Sir John Deane (in the 16th century, the title indicated a presbyter with a university degree, rather than a knight; in today's language, he would be the Rev'd John Deane, MA) was born in Shurlach, between Davenham and the Rudheath district of Northwich, but rose to become Rector of Great St Bartholomew in Smithfield, London, and Prebendary of Lincoln. He worked under both Protestant and Roman Catholic régimes during the English Reformation.

He established a grammar school for poor boys in Witton on Michaelmas 1557, "in the name of Jesus". It was to be maintained by feoffees (a kind of charity), who were given land in Chester and the Wirral, the result of Sir John's astuteness during the dissolution of the monasteries. As well as prescribing rules for the Feofees, Schoolmaster and schoolboys, the foundation statues record his interest in an old Cheshire custom whereby schoolboys "a weeke before Christynmas and Easter, barre and keep forth of the Schoole the schoolmaster, in such sort is other schollers doe in greete schooles." Sir John required his Grammar School to enforce the custom and allow the boys to play with bows and arrows, "to the end that the  have not any evil opinion of the Schoolmaster." It was generally known as Witton Grammar School, or Witton Free Grammar School, in the early centuries. It had a close relationship with St Helen's Witton, and its early buildings were on the same site. The school had a reputation as hotbed of Puritanism in the early 17th century, and this is still perhaps its greatest contribution to public life. However, it fell into decline and became the smallest of the four ancient grammar schools of Cheshire. During the early 19th century, the feoffees and the headmaster began legal action in a dispute over the headmaster's salary, and eventually wider mismanagement. The case went to the Court of Chancery and took decades to resolve, sapping much of the school's strength.

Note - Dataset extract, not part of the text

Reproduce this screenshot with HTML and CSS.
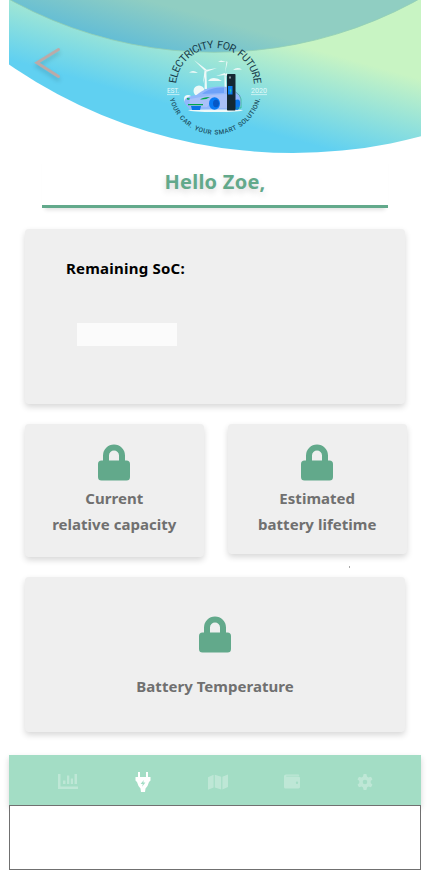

In the early 20th century, three financial decisions radically changed the character of the school, by then generally referred to as Sir John Deane's Grammar School or Northwich Grammar School. Firstly, it received a generous 350th-anniversary benefaction from Sir John Brunner, allowing the governors to construct new buildings on its current riverside site. Secondly, the feoffees made poor investment decisions, culminating in the sale of property in Chester, that later became a high-value shopping district. Thirdly, they decided that in view of the school's long-term financial weakness, the original mandate was best fulfilled by entering the state system. The school came under the auspices of Cheshire County Council as the boys' grammar school for the Northwich area. For some time it continued to have boarders in Riversdale (an old house), which also functioned at times as the headmaster's house. This phase ended in 1977, when RoSLA and the County Council's policy of comprehensive education saw Northwich move from selective, single-sex 11–18 schools to comprehensive mixed 11–16 schools with Sir John Deane's becoming the town's sixth form college.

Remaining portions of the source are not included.